O marrom da terra cobre o ecrã, que mistura poeira, dor e ventania, em um curta-metragem, que mescla símbolos e silêncios para a construção de seus sentidos. Dirigido por Tambla Almeida (Sonho do Professor), Ulime, o filme do Cabo Verde, revela conflitos de um protagonista imerso em uma solidão e uma imobilidade profunda, impressa sob forma de imagem.
A junção do vento, que bate nas poucas vegetações que preenchem a tela, e os planos estáticos, fomentam essas emoções de Blimunde, esta figura boi-gente, que está preso tanto em círculos metafóricos quanto em um círculo literal. Dentro desta lógica narrativa, é possível notar certas inspirações de Tambla com o cinema de Glauber Rocha.
Seja pela movimentação de câmera ou pelos planos bem fechados, que extrapolam os limites da visão do rosto do protagonista, a única questão com a utilização destes recursos é que, de maneira geral, eles parecem ser usados mais por uma questão estética do que pela narrativa em si. De fato, o público se depara aqui com uma produção experimental.
Ainda assim, falta ao diretor e roteirista amarrarem mais profunda e racionalmente a criatividade ao que os mesmos desejam contar. Porque, por mais que as metáforas elaboradas na trama sejam efetivas para a compreensão dos sentimentos da personagem central, a vontade de criar imagens um tanto disruptivas deixam o enredo repetitivo e um tanto cansativo.
Talvez pela empolgação de ter criado algo visualmente estimulante, com esta figura boi-gente, cercado pela natureza e a amplitude da terra batida, tenha tirado o enfoque do principal: a investigação de Blimunde. Mais do que a sua ausência de fuga ou a quebra com este estado imóvel, há este ser e o mundo que o cerca, que precisa de respostas.

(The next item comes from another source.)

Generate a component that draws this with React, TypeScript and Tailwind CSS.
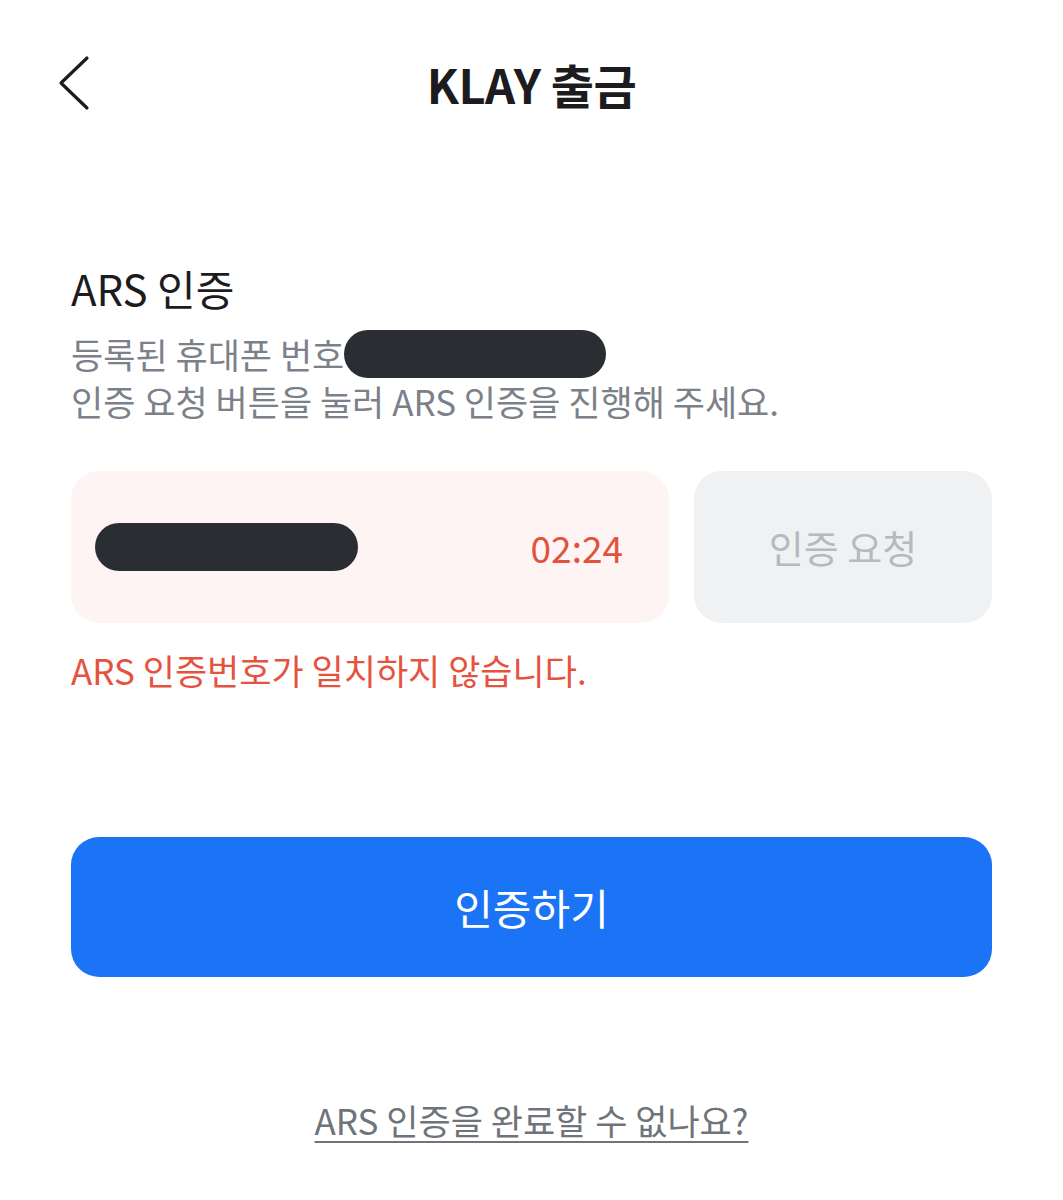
const FONT = { fontFamily: '"Noto Sans CJK KR", "Noto Sans", sans-serif' }

function BackIcon() {
  return (
    <svg width="34" height="56" viewBox="0 0 34 56" fill="none">
      <polyline points="30,3 4,28 30,53" stroke="#1c1c1e" strokeWidth="3.2" strokeLinecap="round" strokeLinejoin="round" />
    </svg>
  )
}

function Redacted({ className }: { className: string }) {
  return <span className={`inline-block shrink-0 rounded-full bg-[#2a2d31] ${className}`} />
}

export default function App() {
  return (
    <div className="min-h-[1200px] w-full bg-white" style={FONT}>
      {/* header */}
      <div className="grid h-[166px] grid-cols-[1fr_auto_1fr] items-center">
        <button className="flex items-center pl-[57px]">
          <BackIcon />
        </button>
        <h1 className="text-[47px] font-bold leading-none tracking-[-0.5px] text-[#1c1c1e]">KLAY 출금</h1>
        <div />
      </div>

      <div className="flex flex-col px-[71px] pt-[98px]">
        <h2 className="text-[42px] leading-[48px] text-[#1c1c1e]">ARS 인증</h2>
        <p className="mt-[18px] text-[35px] leading-[46px] text-[#7c8189]">
          <span className="flex items-center">
            등록된 휴대폰 번호<Redacted className="h-[48px] w-[262px]" />
          </span>
          <span className="block">인증 요청 버튼을 눌러 ARS 인증을 진행해 주세요.</span>
        </p>

        <div className="mt-[47px] flex gap-[25px]">
          <div className="flex h-[152px] flex-1 items-center justify-between rounded-[28px] bg-[#fdf4f3] pl-[24px] pr-[46px]">
            <Redacted className="h-[48px] w-[263px]" />
            <span className="text-[37px] leading-none text-[#e0533f]">02:24</span>
          </div>
          <button className="flex h-[152px] w-[298px] items-center justify-center rounded-[28px] bg-[#f0f1f3] text-[38px] leading-none text-[#b5b9c0]">
            인증 요청
          </button>
        </div>

        <p className="mt-[24px] text-[35px] leading-[46px] text-[#e5533f]">ARS 인증번호가 일치하지 않습니다.</p>

        <button className="mt-[144px] flex h-[140px] items-center justify-center rounded-[28px] bg-[#1a74f5] text-[42px] leading-none text-white">
          인증하기
        </button>

        <div className="mt-[120px] flex justify-center">
          <a className="text-[35px] leading-[46px] text-[#6f747b] underline decoration-[2px] underline-offset-[6px]">
            ARS 인증을 완료할 수 없나요?
          </a>
        </div>
      </div>
    </div>
  )
}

Mas, a análise ou a compreensão de Blimunde não precisava ser explícita, até porque retiraria toda a qualidade etérea e plural da interpretação da narrativa de Ulime. Contudo, a simples criação de progressão já poderia ajudar a fomentar a amarração do roteiro de Tambla. Ainda assim, o realizador consegue imprimir imagens criativas, que demonstram um apuro técnico em processo de maturação.
Por esta lógica de experimentar o visual e o sensorial, Ulime tem mais peso qualitativo positivo. Ainda que pudesse ter um entendimento maior sobre recursos narrativos, a plateia se sente magnetizada diante de Blimunde e seu universo terroso e sufocante, em uma contradição extremamente curiosa. O vento e o espaço amplamente aberto se tornam uma prisão.
O que pode deixar uma questão final, para possíveis reflexões de como o aprisionamento mental é mais forte do que a realidade e a solidão imobilizante jamais se finda até que os círculos serem quebrados. Só por estes pensamentos que ecoam por muito tempo após a sessão, Tambla Almeida já revela a possível força de seu cinema.